Sa’s former president – Jacob Zuma instructed her that a process to replace the Eskom boss at the time, Jacob Maroga must be put on hold‚ former public enterprises minister Barbara Hogan said on Tuesday.
Barbara Hogan served as a minister in 2009 when Maroga was CEO at the parastatal‚ was testifying before the state capture commission of inquiry.
She narrated how she had a four-and-a-half-hour meeting with Maroga on November 4 of that year in which Maroga was insistent that she intervene in a dispute between himself and Eskom’s board.

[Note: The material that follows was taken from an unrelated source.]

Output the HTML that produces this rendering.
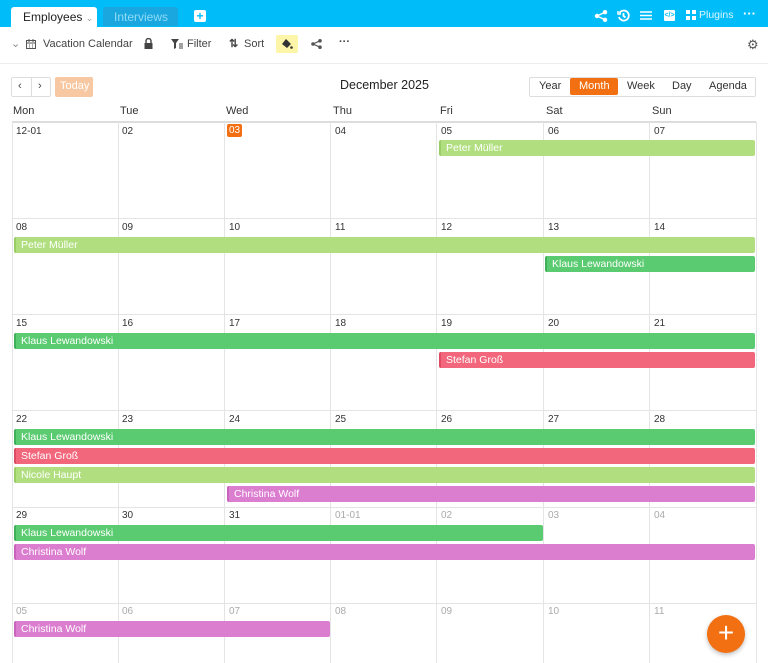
<!DOCTYPE html>
<html><head><meta charset="utf-8"><style>
*{box-sizing:border-box;margin:0;padding:0}
body{width:768px;height:663px;overflow:hidden;background:#fff;font-family:"Liberation Sans",sans-serif;position:relative;color:#222}
.a{position:absolute}
.top{left:0;top:0;width:768px;height:27px;background:#00bcf8}
.tab1{left:11px;top:7px;width:86px;height:20px;background:#fff;border-radius:3px 3px 0 0;font-size:12px;padding:3px 0 0 12px;color:#222}
.tab2{left:103px;top:7px;width:75px;height:19px;background:#1aa6de;border-radius:3px 3px 0 0;font-size:12px;padding:3px 0 0 11px;color:#8fdcf8}
.tb{font-size:11px;color:#444}
.vl{top:122px;width:1px;height:541px;background:#e4e4e4}
.hl{left:12px;width:744px;height:1px;background:#e4e4e4}
.d{font-size:10px;color:#333}
.g{color:#aaa}
.ev{height:16px;border-radius:2px;color:#fff;font-size:10.5px;padding:2px 0 0 5px;white-space:nowrap;overflow:hidden}
.k{background:#5acb70;border-left:2px solid #3fb059}
.s{background:#f2677b;border-left:2px solid #de4b62}
.n{background:#b1df80;border-left:2px solid #98cc64}
.c{background:#dc7ed0;border-left:2px solid #c964bd}
.wd{top:105px;font-size:11px;color:#333}
.vb{top:80px;font-size:11px;color:#333}
</style></head><body>
<div class="a top"></div>
<div class="a tab1">Employees <span style="color:#999;font-size:9px">&#8964;</span></div>
<div class="a tab2">Interviews</div>
<div class="a" style="left:194px;top:10px;width:12px;height:12px;background:#fff;border-radius:2px;color:#00bcf8;font-size:12px;line-height:12px;text-align:center;font-weight:bold">+</div>
<svg class="a" style="left:594px;top:10px" width="14" height="12" viewBox="0 0 14 12" fill="#fff"><circle cx="3" cy="6" r="2.2"/><circle cx="11" cy="2.2" r="2.2"/><circle cx="11" cy="9.8" r="2.2"/><path d="M3 6L11 2.2M3 6L11 9.8" stroke="#fff" stroke-width="1.4"/></svg>
<svg class="a" style="left:617px;top:9px" width="13" height="13" viewBox="0 0 13 13" fill="none" stroke="#fff" stroke-width="1.8"><path d="M2.5 4A5 5 0 1 1 2 8"/><path d="M6.5 4v3l2 1.5"/><path d="M1 2v3h3" stroke-width="1.4"/></svg>
<svg class="a" style="left:640px;top:10px" width="12" height="11" viewBox="0 0 12 11" stroke="#fff" stroke-width="1.5"><path d="M0 2h12M0 5.5h12M0 9h12"/></svg>
<div class="a" style="left:664px;top:10px;width:11px;height:11px;background:#fff;border-radius:1px;color:#00bcf8;font-size:7px;text-align:center;line-height:11px;font-weight:bold">&lt;/&gt;</div>
<div class="a" style="left:686px;top:10px;width:10px;height:10px;background:linear-gradient(#fff,#fff) 0 0/4px 4px no-repeat,linear-gradient(#fff,#fff) 6px 0/4px 4px no-repeat,linear-gradient(#fff,#fff) 0 6px/4px 4px no-repeat,linear-gradient(#fff,#fff) 6px 6px/4px 4px no-repeat"></div>
<div class="a" style="left:699px;top:9px;font-size:10.5px;color:#dff6ff">Plugins</div>
<div class="a" style="left:743px;top:6px;font-size:13px;color:#fff;font-weight:bold">···</div>

<div class="a tb" style="left:11px;top:37px;color:#888">&#8964;</div>
<svg class="a" style="left:26px;top:39px" width="10" height="10" viewBox="0 0 10 10" fill="none" stroke="#555" stroke-width="1"><rect x="0.5" y="1.5" width="9" height="8"/><path d="M0.5 4h9M3 0v3M7 0v3M3 6h1M6 6h1M3 8h1M6 8h1"/></svg>
<div class="a tb" style="left:43px;top:38px">Vacation Calendar</div>
<svg class="a" style="left:144px;top:38px" width="9" height="11" viewBox="0 0 9 11"><path d="M2 5V3a2.5 2.5 0 0 1 5 0v2" fill="none" stroke="#444" stroke-width="1.4"/><rect x="0.5" y="5" width="8" height="6" fill="#444"/></svg>
<svg class="a" style="left:171px;top:39px" width="12" height="10" viewBox="0 0 12 10" fill="#444"><path d="M0 0h8L5 4v5L3 10V4z"/><path d="M8 5h4M8 7h4M8 9h4" stroke="#444" stroke-width="1"/></svg>
<div class="a tb" style="left:187px;top:38px">Filter</div>
<div class="a tb" style="left:229px;top:37px;font-weight:bold">⇅</div>
<div class="a tb" style="left:244px;top:38px">Sort</div>
<div class="a" style="left:276px;top:35px;width:22px;height:18px;background:#fdf6a8;border-radius:2px"></div>
<svg class="a" style="left:281px;top:39px" width="12" height="11" viewBox="0 0 12 11" fill="#333"><path d="M5 0l5 5-4 4-5-4z"/><circle cx="10.5" cy="8.5" r="1.3"/></svg>
<svg class="a" style="left:311px;top:39px" width="11" height="10" viewBox="0 0 11 10" fill="#555"><circle cx="2" cy="5" r="1.8"/><circle cx="9" cy="1.8" r="1.8"/><circle cx="9" cy="8.2" r="1.8"/><path d="M2 5L9 1.8M2 5L9 8.2" stroke="#555" stroke-width="1.2"/></svg>
<div class="a tb" style="left:339px;top:36px;font-weight:bold">···</div>
<div class="a tb" style="left:747px;top:37px;font-size:13px;color:#555">⚙</div>
<div class="a" style="left:0;top:63px;width:768px;height:1px;background:#eee"></div>

<div class="a" style="left:11px;top:77px;width:40px;height:20px;border:1px solid #ddd;border-radius:2px"></div>
<div class="a" style="left:31px;top:77px;width:1px;height:20px;background:#ddd"></div>
<div class="a" style="left:18px;top:80px;font-size:11px;color:#444">‹</div>
<div class="a" style="left:38px;top:80px;font-size:11px;color:#444">›</div>
<div class="a" style="left:55px;top:77px;width:38px;height:20px;background:#f8c8a3;border-radius:2px;color:#fff;font-size:11px;padding:3px 0 0 5px">Today</div>
<div class="a" style="left:340px;top:78px;font-size:12.5px;color:#222">December 2025</div>
<div class="a" style="left:529px;top:77px;width:227px;height:20px;border:1px solid #ddd;border-radius:2px"></div>
<div class="a" style="left:570px;top:78px;width:48px;height:17px;background:#f27012;border-radius:2px"></div>
<div class="a vb" style="left:539px">Year</div>
<div class="a vb" style="left:579px;color:#fff">Month</div>
<div class="a vb" style="left:627px">Week</div>
<div class="a vb" style="left:672px">Day</div>
<div class="a vb" style="left:709px">Agenda</div>

<div class="a wd" style="left:13px">Mon</div><div class="a wd" style="left:120px">Tue</div><div class="a wd" style="left:226px">Wed</div><div class="a wd" style="left:333px">Thu</div><div class="a wd" style="left:440px">Fri</div><div class="a wd" style="left:546px">Sat</div><div class="a wd" style="left:652px">Sun</div>
<div class="a" style="left:12px;top:121px;width:744px;height:2px;background:#ddd"></div>

<div class="a vl" style="left:12px"></div><div class="a vl" style="left:118px"></div><div class="a vl" style="left:224px"></div><div class="a vl" style="left:330px"></div><div class="a vl" style="left:436px"></div><div class="a vl" style="left:543px"></div><div class="a vl" style="left:649px"></div><div class="a vl" style="left:756px"></div>
<div class="a hl" style="top:218px"></div><div class="a hl" style="top:314px"></div><div class="a hl" style="top:410px"></div><div class="a hl" style="top:507px"></div><div class="a hl" style="top:603px"></div>

<div class="a d" style="left:16px;top:126px">12-01</div><div class="a d" style="left:122px;top:126px">02</div>
<div class="a" style="left:227px;top:124px;width:15px;height:13px;background:#f27012;border-radius:2px;color:#fff;font-size:10px;padding:1px 0 0 2px">03</div>
<div class="a d" style="left:335px;top:126px">04</div><div class="a d" style="left:441px;top:126px">05</div><div class="a d" style="left:548px;top:126px">06</div><div class="a d" style="left:654px;top:126px">07</div>

<div class="a d" style="left:16px;top:222px">08</div><div class="a d" style="left:122px;top:222px">09</div><div class="a d" style="left:229px;top:222px">10</div><div class="a d" style="left:335px;top:222px">11</div><div class="a d" style="left:441px;top:222px">12</div><div class="a d" style="left:548px;top:222px">13</div><div class="a d" style="left:654px;top:222px">14</div>

<div class="a d" style="left:16px;top:318px">15</div><div class="a d" style="left:122px;top:318px">16</div><div class="a d" style="left:229px;top:318px">17</div><div class="a d" style="left:335px;top:318px">18</div><div class="a d" style="left:441px;top:318px">19</div><div class="a d" style="left:548px;top:318px">20</div><div class="a d" style="left:654px;top:318px">21</div>

<div class="a d" style="left:16px;top:414px">22</div><div class="a d" style="left:122px;top:414px">23</div><div class="a d" style="left:229px;top:414px">24</div><div class="a d" style="left:335px;top:414px">25</div><div class="a d" style="left:441px;top:414px">26</div><div class="a d" style="left:548px;top:414px">27</div><div class="a d" style="left:654px;top:414px">28</div>

<div class="a d" style="left:16px;top:510px">29</div><div class="a d" style="left:122px;top:510px">30</div><div class="a d" style="left:229px;top:510px">31</div><div class="a d g" style="left:335px;top:510px">01-01</div><div class="a d g" style="left:441px;top:510px">02</div><div class="a d g" style="left:548px;top:510px">03</div><div class="a d g" style="left:654px;top:510px">04</div>

<div class="a d g" style="left:16px;top:606px">05</div><div class="a d g" style="left:122px;top:606px">06</div><div class="a d g" style="left:229px;top:606px">07</div><div class="a d g" style="left:335px;top:606px">08</div><div class="a d g" style="left:441px;top:606px">09</div><div class="a d g" style="left:548px;top:606px">10</div><div class="a d g" style="left:654px;top:606px">11</div>

<div class="a ev n" style="left:439px;top:140px;width:316px">Peter Müller</div>
<div class="a ev n" style="left:14px;top:237px;width:741px">Peter Müller</div>
<div class="a ev k" style="left:545px;top:256px;width:210px">Klaus Lewandowski</div>
<div class="a ev k" style="left:14px;top:333px;width:741px">Klaus Lewandowski</div>
<div class="a ev s" style="left:439px;top:352px;width:316px">Stefan Groß</div>
<div class="a ev k" style="left:14px;top:429px;width:741px">Klaus Lewandowski</div>
<div class="a ev s" style="left:14px;top:448px;width:741px">Stefan Groß</div>
<div class="a ev n" style="left:14px;top:467px;width:741px">Nicole Haupt</div>
<div class="a ev c" style="left:227px;top:486px;width:528px">Christina Wolf</div>
<div class="a ev k" style="left:14px;top:525px;width:529px">Klaus Lewandowski</div>
<div class="a ev c" style="left:14px;top:544px;width:741px">Christina Wolf</div>
<div class="a ev c" style="left:14px;top:621px;width:316px">Christina Wolf</div>

<div class="a" style="left:707px;top:615px;width:38px;height:38px;border-radius:50%;background:#f27012;box-shadow:0 2px 5px rgba(0,0,0,.25);color:#fff;font-size:28px;line-height:36px;text-align:center">+</div>
</body></html>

Maroga whose contract was to end in 2012‚ accused the board of conniving against him. The next day the Eskom board informed senior management that Maroga was no longer CEO, Hogan continued.
The former head of state at the time was away. However‚ Hogan said: “I got a telephone call from the president and he was really furious and he was shouting at me.”
Speaking of the conversation with Zuma‚ she said: “He said ‘Maroga‚ you’ve got to stop it.’ He said tell them (the Eskom board) that they have got to stop now … And short of just defying him‚ it was a very confusing situation.”
Hogan told the commission: “I didn’t have any knowledge if the president had any further matters which he could not disclose to me.
“It was a complete and utter nightmare and should never have taken place … The issues were so profound from a constitutional point of view that you didn’t have time to think this through.”
Hogan explained that she met with president Zuma on the 6th of November.
“He (Zuma) said ‘this is the deal’. He said I (Hogan) will confirm Maroga back as the CEO‚ he will come back to his office and he will then write his story and the board will write their story and then I as a minister will determine the merits of each case.
“I was not happy with that. I explained my concerns about that‚” Hogan said.
Maroga took to court after he resigned and the board approved the resignation. He demanded payment of R85m for what he deemed as unfair dismissal.
However, Eskom opposed his application stating that his employment contract had been terminated voluntarily. The high court in Johannesburg rejected the claim.